Short problem: With the pictures left out, copy the listing below exactly.

══ Data provided ══

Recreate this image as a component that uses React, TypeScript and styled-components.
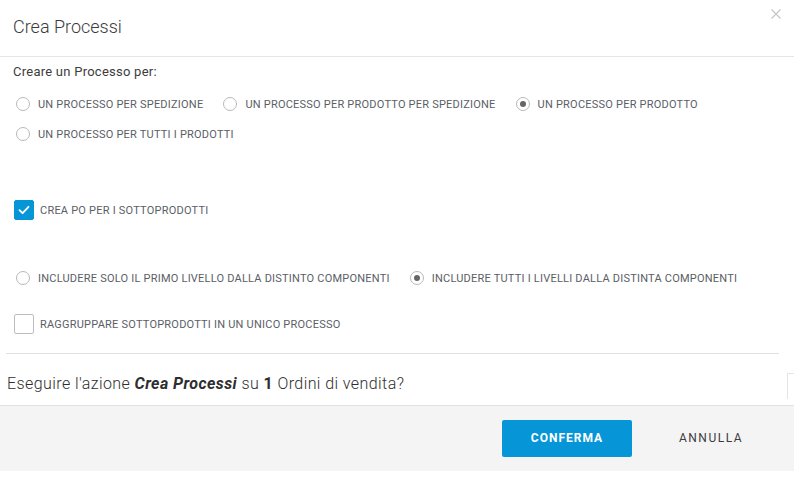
import React, { useState } from 'react';
import styled, { createGlobalStyle } from 'styled-components';

const GlobalStyle = createGlobalStyle`
  html, body {
    margin: 0;
    padding: 0;
    background: #ffffff;
  }
  body {
    font-family: Roboto, "Liberation Sans", sans-serif;
    color: #3c3c3c;
  }
  * {
    box-sizing: border-box;
  }
`;

const Dialog = styled.div`
  position: relative;
  width: 794px;
  height: 491px;
  background: #fff;
  display: flex;
  flex-direction: column;
`;

const Header = styled.div`
  height: 57px;
  border-bottom: 1px solid #e6e6e6;
  display: flex;
  align-items: center;
  justify-content: space-between;
  padding: 0 10px 0 13px;
`;

const Title = styled.h1`
  margin: 0;
  font-size: 18px;
  font-weight: 300;
  color: #3c3c3c;
  padding-bottom: 3px;
`;

const CloseButton = styled.button`
  border: 0;
  background: none;
  padding: 0;
  width: 14px;
  height: 14px;
  align-self: flex-start;
  margin-top: 8px;
  cursor: pointer;
  display: flex;
`;

const Body = styled.div`
  display: flex;
  flex-direction: column;
  padding: 5px 15px 0 6px;
`;

const SectionLabel = styled.div`
  font-size: 13px;
  line-height: 20px;
  color: #3c3c3c;
  padding-left: 7px;
  letter-spacing: 0.25px;
`;

const OptionGroup = styled.div<{ mt?: number }>`
  display: flex;
  flex-wrap: wrap;
  padding-left: 10px;
  margin-top: ${(p) => p.mt ?? 0}px;
`;

const OptionRow = styled.div`
  width: 100%;
  display: flex;
  height: 30px;
  align-items: center;
`;

const Option = styled.label`
  display: flex;
  align-items: center;
  margin-right: 20px;
  cursor: pointer;
`;

const RadioCircle = styled.span<{ checked?: boolean }>`
  width: 14px;
  height: 14px;
  border-radius: 50%;
  border: 1px solid #b9b9b9;
  display: flex;
  align-items: center;
  justify-content: center;
  margin-right: 8px;
  flex-shrink: 0;

  &::after {
    content: '';
    width: 6px;
    height: 6px;
    border-radius: 50%;
    background: #666;
    display: ${(p) => (p.checked ? 'block' : 'none')};
  }
`;

const OptionText = styled.span`
  font-size: 11px;
  color: #5a5e66;
  letter-spacing: 0.22px;
  white-space: nowrap;
`;

const CheckRow = styled.label<{ mt: number }>`
  display: flex;
  align-items: center;
  margin-top: ${(p) => p.mt}px;
  padding-left: 8px;
  height: 20px;
  cursor: pointer;
`;

const Box = styled.span<{ checked?: boolean }>`
  width: 20px;
  height: 20px;
  border-radius: 2px;
  border: 1px solid ${(p) => (p.checked ? '#0696d7' : '#bdbdbd')};
  background: ${(p) => (p.checked ? '#0696d7' : '#fff')};
  display: flex;
  align-items: center;
  justify-content: center;
  margin-right: 6px;
`;

const Divider = styled.hr`
  border: 0;
  border-top: 1px solid #e0e0e0;
  margin: 19px 0 0 0;
  width: 773px;
`;

const Question = styled.div`
  font-size: 16px;
  font-weight: 300;
  line-height: 20px;
  letter-spacing: 0.42px;
  padding: 20px 0 11px 1px;
  color: #2e2e2e;

  em {
    font-weight: 700;
  }
  strong {
    font-weight: 700;
  }
`;

const ScrollStub = styled.div`
  position: absolute;
  right: 0;
  top: 373px;
  width: 7px;
  height: 26px;
  border-left: 1px solid #e4e4e4;
  border-top: 1px solid #e4e4e4;
`;

const Footer = styled.div`
  height: 66px;
  background: #f4f4f4;
  border-top: 1px solid #e2e2e2;
  display: flex;
  align-items: center;
  justify-content: flex-end;
  gap: 14px;
  padding: 0 18px 1px 0;
`;

const Button = styled.button<{ primary?: boolean }>`
  width: 130px;
  height: 37px;
  border: 0;
  border-radius: 2px;
  background: ${(p) => (p.primary ? '#0696d7' : 'transparent')};
  color: ${(p) => (p.primary ? '#ffffff' : '#3c3c3c')};
  font-family: Roboto, "Liberation Sans", sans-serif;
  font-size: 12px;
  font-weight: ${(p) => (p.primary ? 700 : 400)};
  letter-spacing: ${(p) => (p.primary ? 1 : 1.5)}px;
  cursor: pointer;
`;

const Radio = ({ label, checked, onClick }: { label: string; checked?: boolean; onClick: () => void }) => (
  <Option onClick={onClick}>
    <RadioCircle checked={checked} />
    <OptionText>{label}</OptionText>
  </Option>
);

const Check = ({ label, checked, mt, onClick }: { label: string; checked: boolean; mt: number; onClick: () => void }) => (
  <CheckRow mt={mt} onClick={onClick}>
    <Box checked={checked}>
      {checked && (
        <svg width="12" height="10" viewBox="0 0 12 10">
          <path d="M1.5 5.2 L4.6 8.2 L10.5 1.8" fill="none" stroke="#fff" strokeWidth="1.8" strokeLinecap="round" strokeLinejoin="round" />
        </svg>
      )}
    </Box>
    <OptionText>{label}</OptionText>
  </CheckRow>
);

export default function App() {
  const [mode, setMode] = useState('prodotto');
  const [createPo, setCreatePo] = useState(true);
  const [level, setLevel] = useState('tutti');
  const [group, setGroup] = useState(false);

  return (
    <>
      <GlobalStyle />
      <Dialog>
        <Header>
          <Title>Crea Processi</Title>
          <CloseButton aria-label="Chiudi">
            <svg width="12" height="12" viewBox="0 0 12 12">
              <path d="M1.5 1.5 L10.5 10.5 M10.5 1.5 L1.5 10.5" stroke="#c4c4c4" strokeWidth="1.1" />
            </svg>
          </CloseButton>
        </Header>
        <Body>
          <SectionLabel>Creare un Processo per:</SectionLabel>
          <OptionGroup mt={7}>
            <OptionRow>
              <Radio label="UN PROCESSO PER SPEDIZIONE" checked={mode === 'spedizione'} onClick={() => setMode('spedizione')} />
              <Radio label="UN PROCESSO PER PRODOTTO PER SPEDIZIONE" checked={mode === 'prodsped'} onClick={() => setMode('prodsped')} />
              <Radio label="UN PROCESSO PER PRODOTTO" checked={mode === 'prodotto'} onClick={() => setMode('prodotto')} />
            </OptionRow>
            <OptionRow>
              <Radio label="UN PROCESSO PER TUTTI I PRODOTTI" checked={mode === 'tutti'} onClick={() => setMode('tutti')} />
            </OptionRow>
          </OptionGroup>
          <Check label="CREA PO PER I SOTTOPRODOTTI" checked={createPo} mt={51} onClick={() => setCreatePo(!createPo)} />
          <OptionGroup mt={43}>
            <OptionRow>
              <Radio label="INCLUDERE SOLO IL PRIMO LIVELLO DALLA DISTINTO COMPONENTI" checked={level === 'primo'} onClick={() => setLevel('primo')} />
              <Radio label="INCLUDERE TUTTI I LIVELLI DALLA DISTINTA COMPONENTI" checked={level === 'tutti'} onClick={() => setLevel('tutti')} />
            </OptionRow>
          </OptionGroup>
          <Check label="RAGGRUPPARE SOTTOPRODOTTI IN UN UNICO PROCESSO" checked={group} mt={21} onClick={() => setGroup(!group)} />
          <Divider />
          <Question>
            Eseguire l'azione <em>Crea Processi</em> su <strong>1</strong> Ordini di vendita?
          </Question>
        </Body>
        <ScrollStub />
        <Footer>
          <Button primary>CONFERMA</Button>
          <Button>ANNULLA</Button>
        </Footer>
      </Dialog>
    </>
  );
}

═══

Worked answer:
Recreate this image as a component that uses React, TypeScript and styled-components.
import React, { useState } from 'react';
import styled, { createGlobalStyle } from 'styled-components';

const GlobalStyle = createGlobalStyle`
  html, body {
    margin: 0;
    padding: 0;
    background: #ffffff;
  }
  body {
    font-family: Roboto, "Liberation Sans", sans-serif;
    color: #3c3c3c;
  }
  * {
    box-sizing: border-box;
  }
`;

const Dialog = styled.div`
  position: relative;
  width: 794px;
  height: 491px;
  background: #fff;
  display: flex;
  flex-direction: column;
`;

const Header = styled.div`
  height: 57px;
  border-bottom: 1px solid #e6e6e6;
  display: flex;
  align-items: center;
  justify-content: space-between;
  padding: 0 10px 0 13px;
`;

const Title = styled.h1`
  margin: 0;
  font-size: 18px;
  font-weight: 300;
  color: #3c3c3c;
  padding-bottom: 3px;
`;

const CloseButton = styled.button`
  border: 0;
  background: none;
  padding: 0;
  width: 14px;
  height: 14px;
  align-self: flex-start;
  margin-top: 8px;
  cursor: pointer;
  display: flex;
`;

const Body = styled.div`
  display: flex;
  flex-direction: column;
  padding: 5px 15px 0 6px;
`;

const SectionLabel = styled.div`
  font-size: 13px;
  line-height: 20px;
  color: #3c3c3c;
  padding-left: 7px;
  letter-spacing: 0.25px;
`;

const OptionGroup = styled.div<{ mt?: number }>`
  display: flex;
  flex-wrap: wrap;
  padding-left: 10px;
  margin-top: ${(p) => p.mt ?? 0}px;
`;

const OptionRow = styled.div`
  width: 100%;
  display: flex;
  height: 30px;
  align-items: center;
`;

const Option = styled.label`
  display: flex;
  align-items: center;
  margin-right: 20px;
  cursor: pointer;
`;

const RadioCircle = styled.span<{ checked?: boolean }>`
  width: 14px;
  height: 14px;
  border-radius: 50%;
  border: 1px solid #b9b9b9;
  display: flex;
  align-items: center;
  justify-content: center;
  margin-right: 8px;
  flex-shrink: 0;

  &::after {
    content: '';
    width: 6px;
    height: 6px;
    border-radius: 50%;
    background: #666;
    display: ${(p) => (p.checked ? 'block' : 'none')};
  }
`;

const OptionText = styled.span`
  font-size: 11px;
  color: #5a5e66;
  letter-spacing: 0.22px;
  white-space: nowrap;
`;

const CheckRow = styled.label<{ mt: number }>`
  display: flex;
  align-items: center;
  margin-top: ${(p) => p.mt}px;
  padding-left: 8px;
  height: 20px;
  cursor: pointer;
`;

const Box = styled.span<{ checked?: boolean }>`
  width: 20px;
  height: 20px;
  border-radius: 2px;
  border: 1px solid ${(p) => (p.checked ? '#0696d7' : '#bdbdbd')};
  background: ${(p) => (p.checked ? '#0696d7' : '#fff')};
  display: flex;
  align-items: center;
  justify-content: center;
  margin-right: 6px;
`;

const Divider = styled.hr`
  border: 0;
  border-top: 1px solid #e0e0e0;
  margin: 19px 0 0 0;
  width: 773px;
`;

const Question = styled.div`
  font-size: 16px;
  font-weight: 300;
  line-height: 20px;
  letter-spacing: 0.42px;
  padding: 20px 0 11px 1px;
  color: #2e2e2e;

  em {
    font-weight: 700;
  }
  strong {
    font-weight: 700;
  }
`;

const ScrollStub = styled.div`
  position: absolute;
  right: 0;
  top: 373px;
  width: 7px;
  height: 26px;
  border-left: 1px solid #e4e4e4;
  border-top: 1px solid #e4e4e4;
`;

const Footer = styled.div`
  height: 66px;
  background: #f4f4f4;
  border-top: 1px solid #e2e2e2;
  display: flex;
  align-items: center;
  justify-content: flex-end;
  gap: 14px;
  padding: 0 18px 1px 0;
`;

const Button = styled.button<{ primary?: boolean }>`
  width: 130px;
  height: 37px;
  border: 0;
  border-radius: 2px;
  background: ${(p) => (p.primary ? '#0696d7' : 'transparent')};
  color: ${(p) => (p.primary ? '#ffffff' : '#3c3c3c')};
  font-family: Roboto, "Liberation Sans", sans-serif;
  font-size: 12px;
  font-weight: ${(p) => (p.primary ? 700 : 400)};
  letter-spacing: ${(p) => (p.primary ? 1 : 1.5)}px;
  cursor: pointer;
`;

const Radio = ({ label, checked, onClick }: { label: string; checked?: boolean; onClick: () => void }) => (
  <Option onClick={onClick}>
    <RadioCircle checked={checked} />
    <OptionText>{label}</OptionText>
  </Option>
);

const Check = ({ label, checked, mt, onClick }: { label: string; checked: boolean; mt: number; onClick: () => void }) => (
  <CheckRow mt={mt} onClick={onClick}>
    <Box checked={checked}>
      {checked && (
        <svg width="12" height="10" viewBox="0 0 12 10">
          <path d="M1.5 5.2 L4.6 8.2 L10.5 1.8" fill="none" stroke="#fff" strokeWidth="1.8" strokeLinecap="round" strokeLinejoin="round" />
        </svg>
      )}
    </Box>
    <OptionText>{label}</OptionText>
  </CheckRow>
);

export default function App() {
  const [mode, setMode] = useState('prodotto');
  const [createPo, setCreatePo] = useState(true);
  const [level, setLevel] = useState('tutti');
  const [group, setGroup] = useState(false);

  return (
    <>
      <GlobalStyle />
      <Dialog>
        <Header>
          <Title>Crea Processi</Title>
          <CloseButton aria-label="Chiudi">
            <svg width="12" height="12" viewBox="0 0 12 12">
              <path d="M1.5 1.5 L10.5 10.5 M10.5 1.5 L1.5 10.5" stroke="#c4c4c4" strokeWidth="1.1" />
            </svg>
          </CloseButton>
        </Header>
        <Body>
          <SectionLabel>Creare un Processo per:</SectionLabel>
          <OptionGroup mt={7}>
            <OptionRow>
              <Radio label="UN PROCESSO PER SPEDIZIONE" checked={mode === 'spedizione'} onClick={() => setMode('spedizione')} />
              <Radio label="UN PROCESSO PER PRODOTTO PER SPEDIZIONE" checked={mode === 'prodsped'} onClick={() => setMode('prodsped')} />
              <Radio label="UN PROCESSO PER PRODOTTO" checked={mode === 'prodotto'} onClick={() => setMode('prodotto')} />
            </OptionRow>
            <OptionRow>
              <Radio label="UN PROCESSO PER TUTTI I PRODOTTI" checked={mode === 'tutti'} onClick={() => setMode('tutti')} />
            </OptionRow>
          </OptionGroup>
          <Check label="CREA PO PER I SOTTOPRODOTTI" checked={createPo} mt={51} onClick={() => setCreatePo(!createPo)} />
          <OptionGroup mt={43}>
            <OptionRow>
              <Radio label="INCLUDERE SOLO IL PRIMO LIVELLO DALLA DISTINTO COMPONENTI" checked={level === 'primo'} onClick={() => setLevel('primo')} />
              <Radio label="INCLUDERE TUTTI I LIVELLI DALLA DISTINTA COMPONENTI" checked={level === 'tutti'} onClick={() => setLevel('tutti')} />
            </OptionRow>
          </OptionGroup>
          <Check label="RAGGRUPPARE SOTTOPRODOTTI IN UN UNICO PROCESSO" checked={group} mt={21} onClick={() => setGroup(!group)} />
          <Divider />
          <Question>
            Eseguire l'azione <em>Crea Processi</em> su <strong>1</strong> Ordini di vendita?
          </Question>
        </Body>
        <ScrollStub />
        <Footer>
          <Button primary>CONFERMA</Button>
          <Button>ANNULLA</Button>
        </Footer>
      </Dialog>
    </>
  );
}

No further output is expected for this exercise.